◆ Instructions to follow ◆
Reproduce the listing below exactly, beginning with its first line and ending with the line that holds "import React from"; pictures are not part of the copy.

◆ Data segment ◆

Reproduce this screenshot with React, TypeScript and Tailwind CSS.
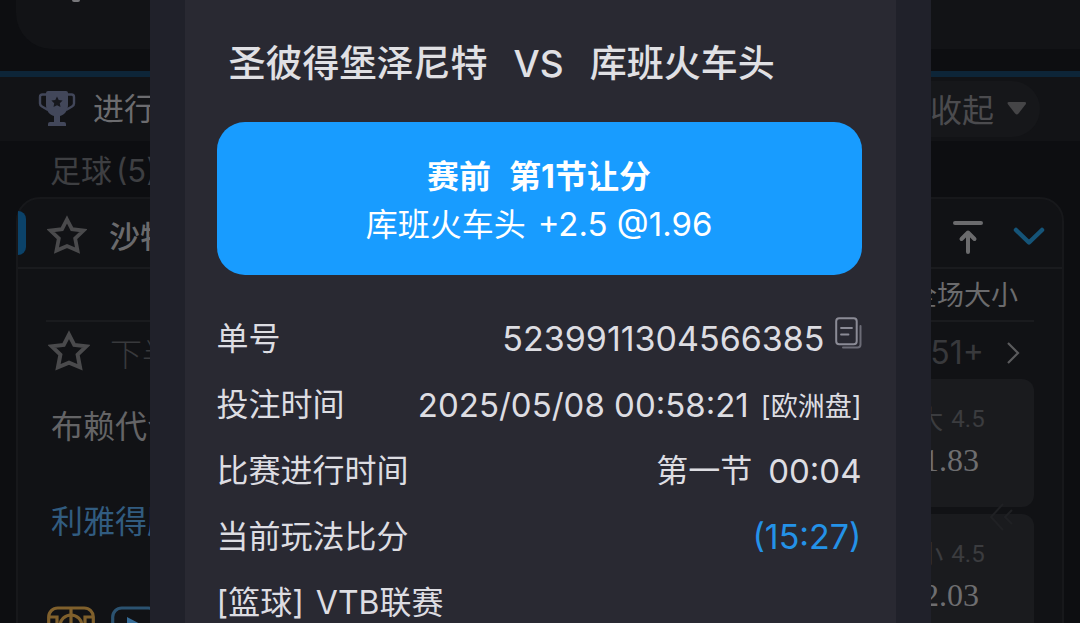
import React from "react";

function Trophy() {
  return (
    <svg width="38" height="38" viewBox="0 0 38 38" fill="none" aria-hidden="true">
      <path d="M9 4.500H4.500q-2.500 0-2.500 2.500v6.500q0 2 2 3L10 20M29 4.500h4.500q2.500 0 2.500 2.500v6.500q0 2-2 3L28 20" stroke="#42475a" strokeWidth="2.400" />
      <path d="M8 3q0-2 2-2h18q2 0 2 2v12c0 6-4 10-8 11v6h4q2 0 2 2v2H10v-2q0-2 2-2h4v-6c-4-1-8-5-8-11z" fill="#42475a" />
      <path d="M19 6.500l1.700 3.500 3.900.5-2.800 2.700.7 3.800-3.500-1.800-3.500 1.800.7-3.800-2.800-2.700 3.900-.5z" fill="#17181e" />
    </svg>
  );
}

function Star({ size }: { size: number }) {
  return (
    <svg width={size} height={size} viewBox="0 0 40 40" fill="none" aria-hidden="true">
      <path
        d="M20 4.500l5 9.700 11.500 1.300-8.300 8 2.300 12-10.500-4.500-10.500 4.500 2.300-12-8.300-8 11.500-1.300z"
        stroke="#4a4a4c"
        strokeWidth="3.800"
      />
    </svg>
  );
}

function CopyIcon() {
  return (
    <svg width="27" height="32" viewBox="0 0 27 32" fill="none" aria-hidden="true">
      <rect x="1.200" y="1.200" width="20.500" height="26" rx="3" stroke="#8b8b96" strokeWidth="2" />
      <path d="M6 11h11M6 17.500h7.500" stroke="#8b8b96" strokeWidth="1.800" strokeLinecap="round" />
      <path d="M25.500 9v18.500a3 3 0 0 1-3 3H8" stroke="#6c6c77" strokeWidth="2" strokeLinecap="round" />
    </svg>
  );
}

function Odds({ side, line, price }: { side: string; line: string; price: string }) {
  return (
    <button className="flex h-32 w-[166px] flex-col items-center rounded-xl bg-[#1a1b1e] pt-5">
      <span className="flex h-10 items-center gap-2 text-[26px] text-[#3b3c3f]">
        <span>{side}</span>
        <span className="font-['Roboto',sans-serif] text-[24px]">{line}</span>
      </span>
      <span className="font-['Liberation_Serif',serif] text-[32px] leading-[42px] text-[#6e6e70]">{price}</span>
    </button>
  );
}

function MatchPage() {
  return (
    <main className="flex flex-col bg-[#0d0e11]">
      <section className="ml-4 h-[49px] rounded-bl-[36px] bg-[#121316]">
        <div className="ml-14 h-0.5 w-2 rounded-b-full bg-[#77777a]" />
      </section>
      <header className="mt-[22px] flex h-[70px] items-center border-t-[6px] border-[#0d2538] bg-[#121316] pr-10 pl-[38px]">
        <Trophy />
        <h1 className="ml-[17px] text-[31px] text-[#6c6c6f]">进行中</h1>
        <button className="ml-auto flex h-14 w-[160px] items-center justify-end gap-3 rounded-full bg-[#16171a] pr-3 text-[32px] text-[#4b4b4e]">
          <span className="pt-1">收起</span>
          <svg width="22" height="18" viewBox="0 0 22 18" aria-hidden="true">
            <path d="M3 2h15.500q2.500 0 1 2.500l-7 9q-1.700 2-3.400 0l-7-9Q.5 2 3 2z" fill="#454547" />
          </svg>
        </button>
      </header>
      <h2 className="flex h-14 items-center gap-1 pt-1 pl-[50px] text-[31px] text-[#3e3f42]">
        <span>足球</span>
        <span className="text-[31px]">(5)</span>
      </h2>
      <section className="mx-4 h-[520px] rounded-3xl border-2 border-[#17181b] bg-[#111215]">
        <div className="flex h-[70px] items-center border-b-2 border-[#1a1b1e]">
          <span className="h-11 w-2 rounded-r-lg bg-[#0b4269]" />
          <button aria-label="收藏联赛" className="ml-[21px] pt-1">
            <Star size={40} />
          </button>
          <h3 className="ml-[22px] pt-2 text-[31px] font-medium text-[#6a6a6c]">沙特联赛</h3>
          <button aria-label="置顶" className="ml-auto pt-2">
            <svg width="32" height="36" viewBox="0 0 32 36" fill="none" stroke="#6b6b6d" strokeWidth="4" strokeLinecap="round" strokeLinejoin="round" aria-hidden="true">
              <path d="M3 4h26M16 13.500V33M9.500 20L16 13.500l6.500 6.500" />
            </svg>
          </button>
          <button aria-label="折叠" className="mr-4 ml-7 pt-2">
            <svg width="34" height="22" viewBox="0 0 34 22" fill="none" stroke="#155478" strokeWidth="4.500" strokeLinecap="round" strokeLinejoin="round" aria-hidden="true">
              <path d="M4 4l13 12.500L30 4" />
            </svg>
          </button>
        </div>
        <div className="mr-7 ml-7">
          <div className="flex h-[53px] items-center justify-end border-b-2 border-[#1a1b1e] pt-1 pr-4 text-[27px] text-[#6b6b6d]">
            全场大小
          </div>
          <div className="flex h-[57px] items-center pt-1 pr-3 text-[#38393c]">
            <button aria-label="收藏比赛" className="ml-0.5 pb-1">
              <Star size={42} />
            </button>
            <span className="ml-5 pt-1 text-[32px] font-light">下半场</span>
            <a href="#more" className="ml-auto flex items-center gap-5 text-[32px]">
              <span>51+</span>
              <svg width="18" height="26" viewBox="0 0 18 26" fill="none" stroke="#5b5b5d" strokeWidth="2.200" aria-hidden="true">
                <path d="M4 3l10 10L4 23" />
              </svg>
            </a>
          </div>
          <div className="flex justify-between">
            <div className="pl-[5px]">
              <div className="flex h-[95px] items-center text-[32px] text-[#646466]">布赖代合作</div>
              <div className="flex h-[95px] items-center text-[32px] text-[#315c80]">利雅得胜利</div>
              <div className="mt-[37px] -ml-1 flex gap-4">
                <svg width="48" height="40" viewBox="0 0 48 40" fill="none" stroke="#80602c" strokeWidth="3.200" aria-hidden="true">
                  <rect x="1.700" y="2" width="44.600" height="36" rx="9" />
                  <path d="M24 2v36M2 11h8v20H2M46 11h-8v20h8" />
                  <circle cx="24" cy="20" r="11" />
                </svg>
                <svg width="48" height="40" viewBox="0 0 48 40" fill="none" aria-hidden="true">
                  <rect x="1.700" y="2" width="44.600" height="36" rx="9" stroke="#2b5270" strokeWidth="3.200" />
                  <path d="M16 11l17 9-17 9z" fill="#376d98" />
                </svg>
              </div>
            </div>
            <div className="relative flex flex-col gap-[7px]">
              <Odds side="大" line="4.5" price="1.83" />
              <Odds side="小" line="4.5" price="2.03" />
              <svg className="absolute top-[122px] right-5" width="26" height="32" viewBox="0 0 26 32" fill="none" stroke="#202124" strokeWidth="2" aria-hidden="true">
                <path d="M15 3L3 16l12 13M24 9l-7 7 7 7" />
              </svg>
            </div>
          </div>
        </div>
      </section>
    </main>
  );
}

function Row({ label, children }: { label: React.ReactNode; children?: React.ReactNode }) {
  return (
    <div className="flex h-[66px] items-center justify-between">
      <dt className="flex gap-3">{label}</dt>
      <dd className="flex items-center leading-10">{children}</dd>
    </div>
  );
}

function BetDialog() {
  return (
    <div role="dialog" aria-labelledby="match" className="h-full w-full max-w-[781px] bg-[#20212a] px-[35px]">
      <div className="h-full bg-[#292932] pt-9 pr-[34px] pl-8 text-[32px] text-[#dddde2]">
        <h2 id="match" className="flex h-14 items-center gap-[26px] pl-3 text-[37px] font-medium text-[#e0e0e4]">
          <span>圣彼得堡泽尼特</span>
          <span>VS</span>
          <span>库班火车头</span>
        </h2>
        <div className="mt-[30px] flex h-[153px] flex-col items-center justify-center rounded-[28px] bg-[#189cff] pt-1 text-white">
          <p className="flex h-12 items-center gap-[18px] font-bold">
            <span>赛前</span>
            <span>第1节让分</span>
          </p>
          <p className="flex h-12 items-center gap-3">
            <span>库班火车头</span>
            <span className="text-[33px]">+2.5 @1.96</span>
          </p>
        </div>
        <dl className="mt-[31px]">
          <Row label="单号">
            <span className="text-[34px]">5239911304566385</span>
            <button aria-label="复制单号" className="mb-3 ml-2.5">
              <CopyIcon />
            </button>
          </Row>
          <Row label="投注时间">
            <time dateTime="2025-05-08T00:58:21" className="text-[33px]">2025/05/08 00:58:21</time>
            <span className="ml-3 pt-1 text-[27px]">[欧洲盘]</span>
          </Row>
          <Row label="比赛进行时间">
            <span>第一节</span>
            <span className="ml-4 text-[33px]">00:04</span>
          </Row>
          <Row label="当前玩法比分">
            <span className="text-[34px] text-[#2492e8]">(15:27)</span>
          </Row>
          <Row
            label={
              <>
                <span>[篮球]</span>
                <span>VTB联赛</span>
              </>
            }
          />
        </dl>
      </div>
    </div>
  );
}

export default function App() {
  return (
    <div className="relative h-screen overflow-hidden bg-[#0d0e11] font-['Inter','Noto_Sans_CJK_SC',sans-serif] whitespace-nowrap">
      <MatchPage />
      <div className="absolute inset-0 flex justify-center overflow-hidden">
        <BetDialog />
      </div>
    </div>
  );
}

◆ Answer to this exercise ◆
Reproduce this screenshot with React, TypeScript and Tailwind CSS.
import React from "react";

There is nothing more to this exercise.